Sometimes not speaking up is astute, such as refusing to engage when confronted with a stupid political or religious opinion on social media. (My scrolling finger muscles are twice as large as my other ones just with this practice alone.)

Other times, it’s evidence of fear. It’s monitoring myself to the point where I must come across in a pleasing manner to others, apologizing profusely for someone’s own reaction to me (which they own, by the way), making sure they like me and don’t have any negative feelings or discomfort in a situation. This is nonsense. and doesn’t reflect the fact that human relationships should be based on being real with each other. As New York Times columnist Tim Kreider once wrote: “If we want the rewards of being loved, we have to submit to the mortifying ordeal of being known.”
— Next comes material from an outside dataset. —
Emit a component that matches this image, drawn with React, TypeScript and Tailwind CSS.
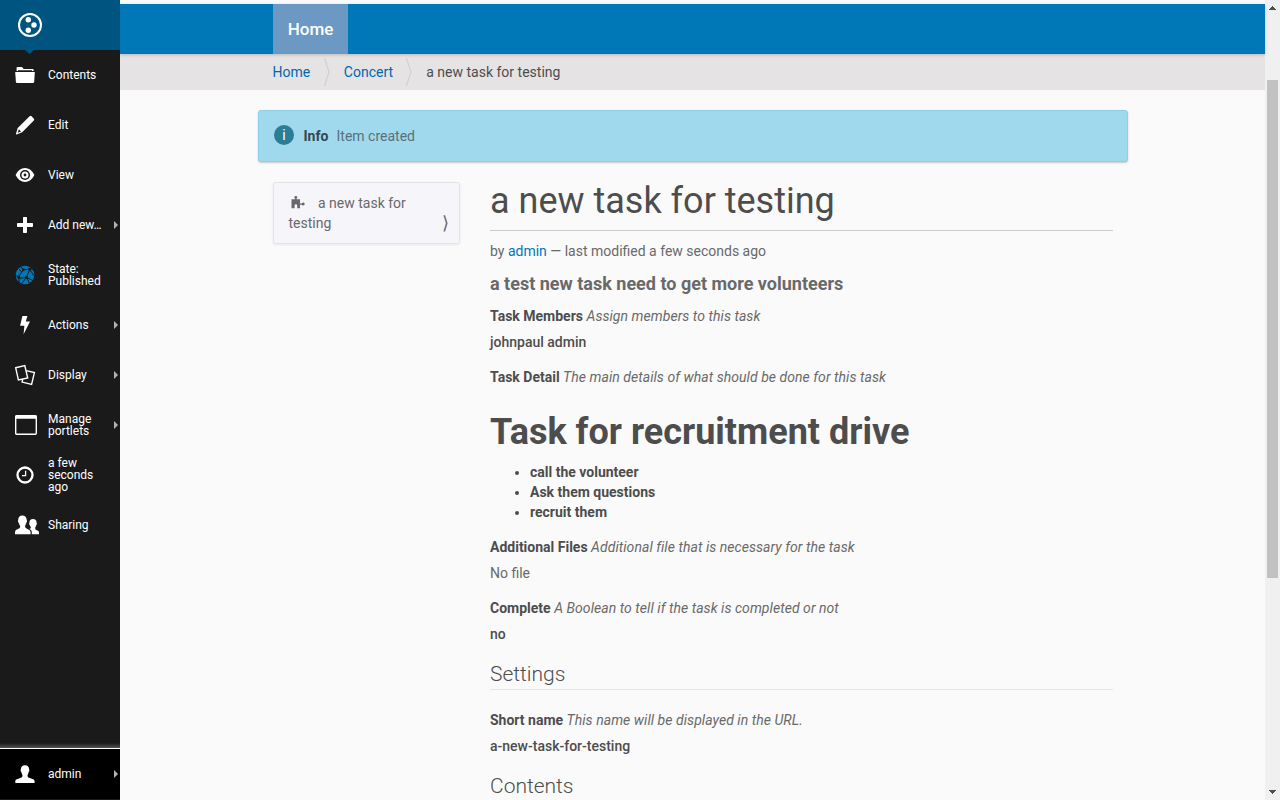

Mortifying, indeed. Why, if my friend really knew what I thought of their near life-ruining decision, or if I held my ground when it was just a matter of a personal line of demarcation rather than a hero/villain situation, or if those shoppers were irritated with me and my cart in their way, or I blogged about what’s really going on in ol’ Shazzy’s life…or…or a million other things I fear, I wouldn’t be loved.

That’s the thing about creating whatever art comes out of your soul. You bleed into your craft and deposit a bit of yourself in whatever you create, but as author Jon Acuff says, “Art is the Olympics of vulnerability.”

So this is a vulnerable post, I suppose. But going into this new year, I want to be energized about my upcoming year, not worried about what might happen or dreading uncomfortable situations. I want to speak up, have meaningful conversations and be the kind of person who says what needs to be said. I want to be comfortable being unapologetically myself. And if people don’t like me, fuck ‘em.

OK, that wasn’t nice. But I guess the handcuffs are off.